Впрочем, через какое-то время мы оттуда выселились, отец купил «дом» – четвертушку украинской хаты-мазанки, где у нас было две крохотных комнатки и такая же кухонька с низкими потолками, беленными известкой стенами и настоящей печью, которую нужно было топить углем и дровами. Топила эту печь, конечно, моя мама – она же колола дрова и ведрами таскала для печки уголь из сарая (у нас во дворе были две секции общего с соседями сарая, там в одной секции мама держала уголь и откармливала в клетке гуся, а в другой отец хранил свои «стеклышки» и «волшебные проекторы», которые он скупал на развалах гигантских послевоенных полтавских ярмарок).

Нашими соседями по хате были семейство Гринько с двумя пацанами чуть старше меня, Витей и Толей, и тетя Зина – она, по рассказам, жила во время войны тем, что первой пробиралась на места массовых расстрелов евреев, раздевала еще теплые трупы, отстирывала снятую одежду от крови и продавала ее на рынке.

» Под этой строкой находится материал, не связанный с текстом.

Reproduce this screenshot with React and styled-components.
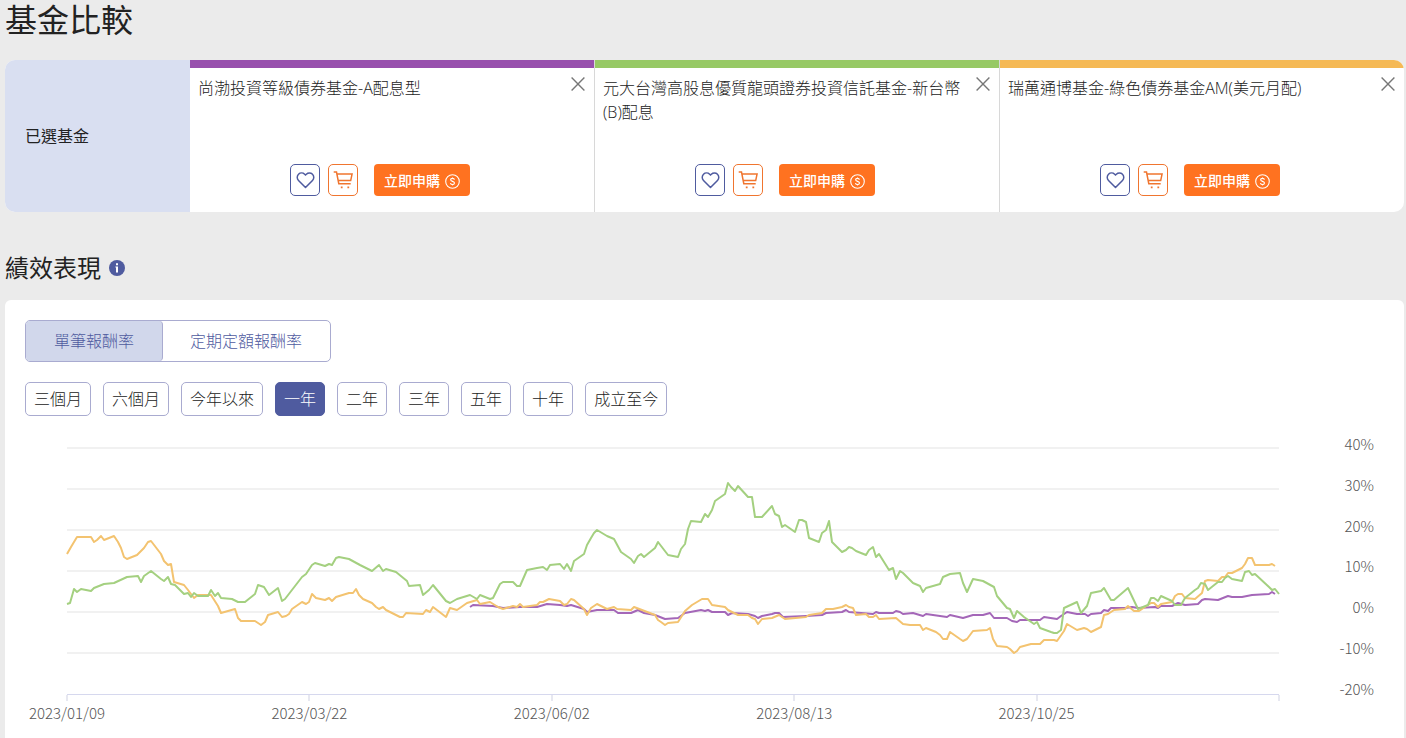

Меня, как маленького, рыжего, да еще «жиденка», Витя, Толя и другие соседские мальчишки поначалу игнорировали, но потом все-таки стали принимать в свои футбольные игры, но только на роль вратаря. Поскольку обе команды играли в одни ворота – мои, у красной кирпичной стены соседского сарая, то можно представить, сколько мне доставалось скрытых ударов ногами в живот, под дых и по ребрам. Но я терпел, мне очень хотелось дружить с ребятами, быть среди них своим, лазать с ними в соседский сад за яблоками и бегать на Ворсклу купаться. Однажды, пытаясь доказать им свою вратарскую квалификацию, я героически бросился на мяч и до кости ободрал себе локти о гравий и битое стекло, которое кто-то предупредительно рассыпал перед моими воротами.